1997 Geyser Peaks Meritage $$ (38.00)   Soft and mellow, this wine showed little tannin for a 1997.  A great compliment to the cheese and fruit platter served.  The full body of this blend stood up well to the sharp Blue Cheese.  The fruit did not come through as boldly as I expected.  The label did not identify the grape varietals and percent used of each but, from my limited experience, it seemed like Merlot made up a significant portion of this wine.

1997 Fife Latitude 39 $$ (32.00)  I liked this one better tan the Fife Max, which was another Rhone style from Fife.  This wine got better by the glass, but still needs time in the bottle.  A harsh back draft killed the fruit on this wine in the beginning.  This diminished over time but leads me to believe that in 2 more years, this will be a very pleasant wine.


1995 E. Gigal Cote Rotie $$   I can only guess at the retail price, because I enjoyed this half bottle at a restaurant.  My guess is that this is a 35-40 dollar bottle of wine and I will seek it out in a store to confirm.  For lovers of the syrah grape, this is one of the two Mecca.  This wine was the perfect compliment to the rack of lamb I ordered.  Full body, jammy, deep fruit and soft tannins gave this a good structure.  This wine is not for the weak at heart.  Prepare for this, work up to it so it does not take your palette by storm.

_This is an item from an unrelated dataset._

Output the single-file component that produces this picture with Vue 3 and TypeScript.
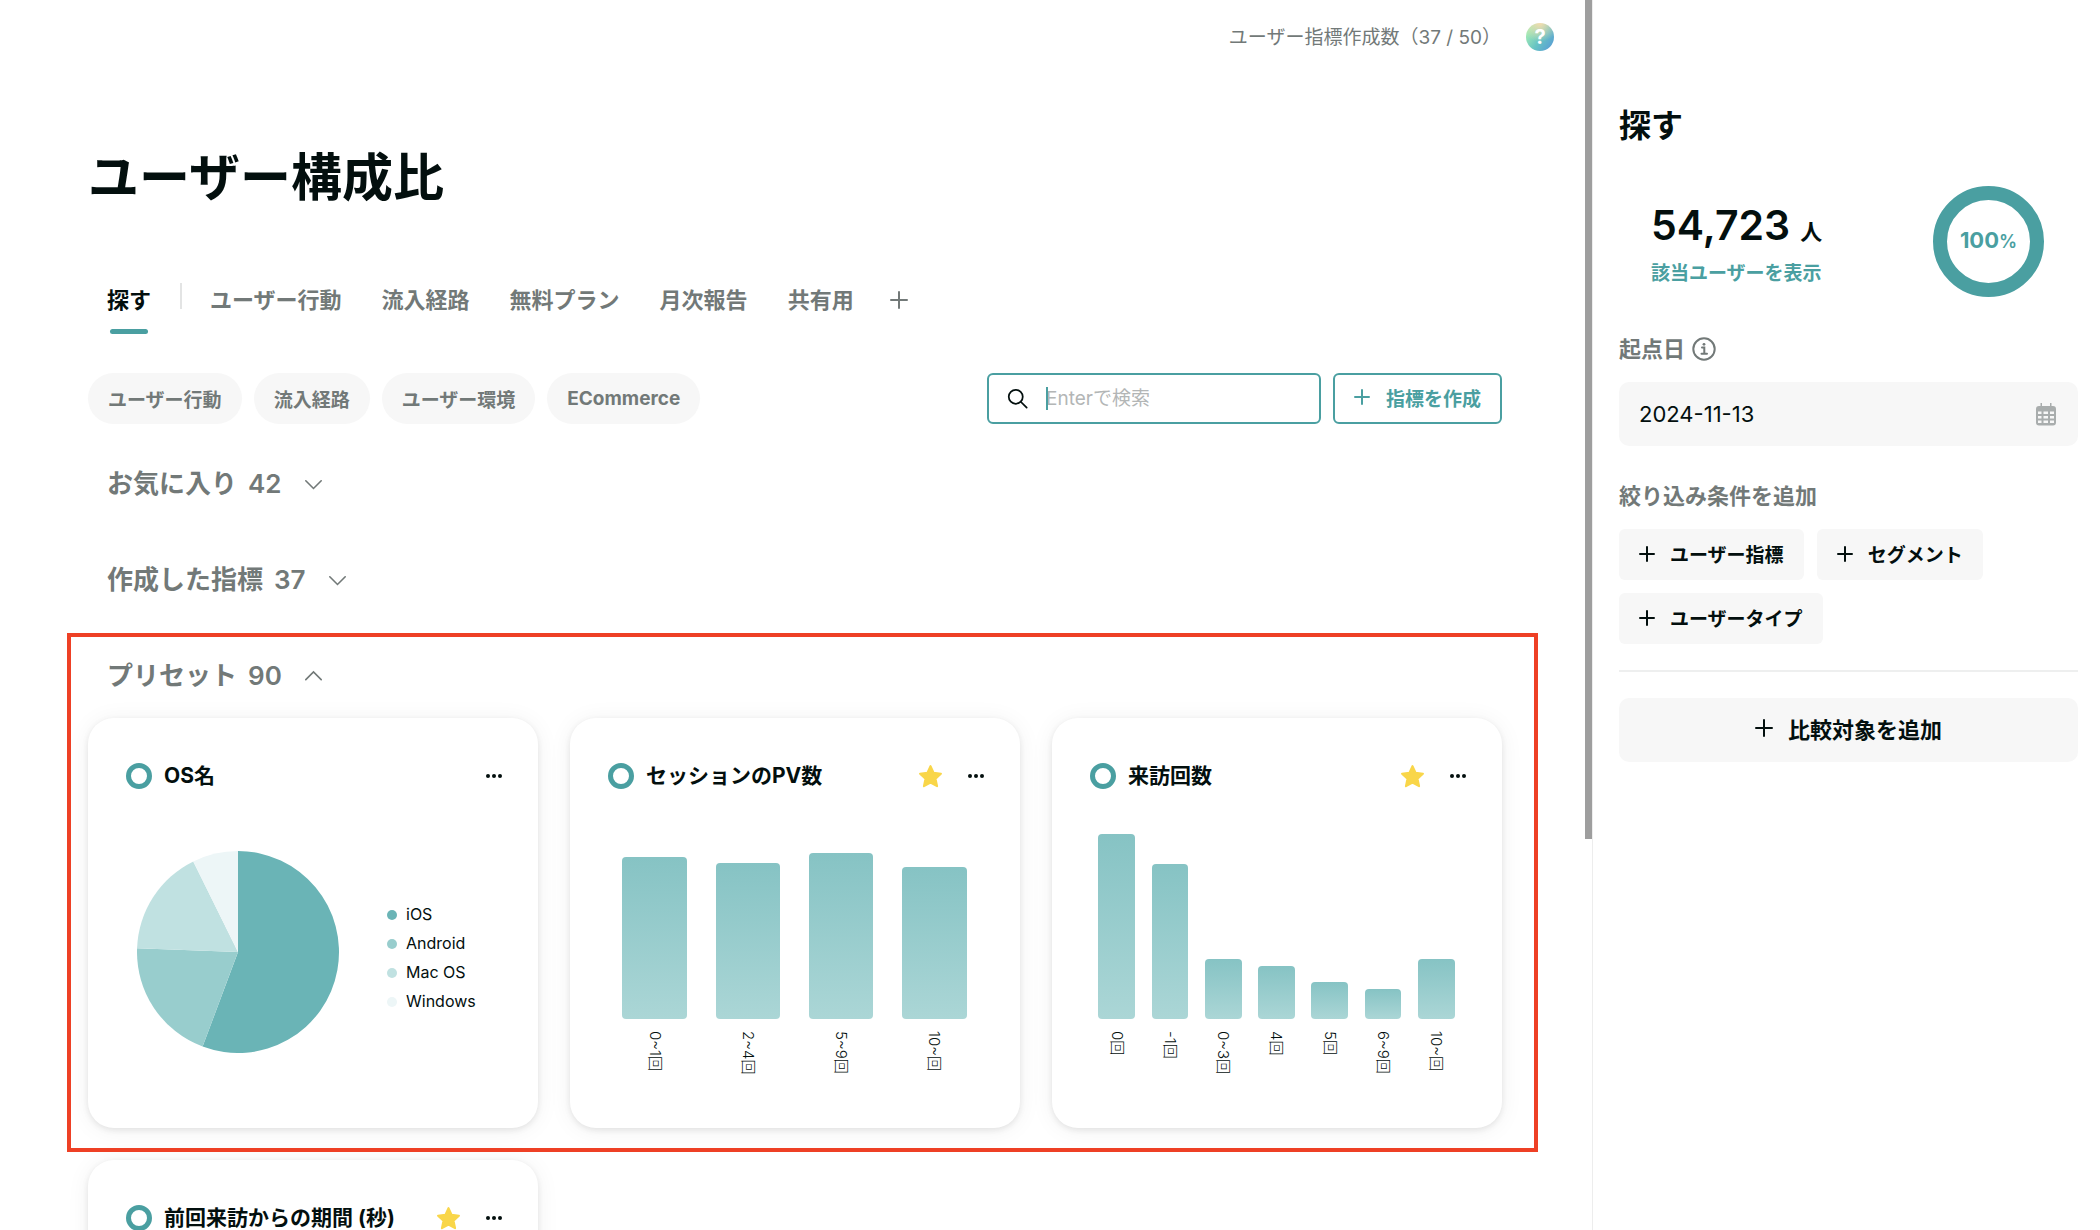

1995 Cyrus $$ (32.00) This estate bottled, premier vintage from Cyrus is made up of 78% Cabernet Sauvignon, 20% Merlot and 2% Cabernet Franc.  Cyrus is the Wetzel family’s tribute to their 25th year of fine winemaking.  As I took in the aroma of this wine, it made me look at the label for the alcohol content.  This was high, just by the smell and the label declared 13.9%.  As the wine opened up in the glass, a powerful wine, though young, proudly brought forward the Cabernet sauvignon. The scent of oaked fruit overtook the alcohol aroma making me want to light up a fine cigar.  This wine should lie in the basement for the next 5 years with no problem.  Definitely a dinner table wine or one to bring to a well-respected associate's house.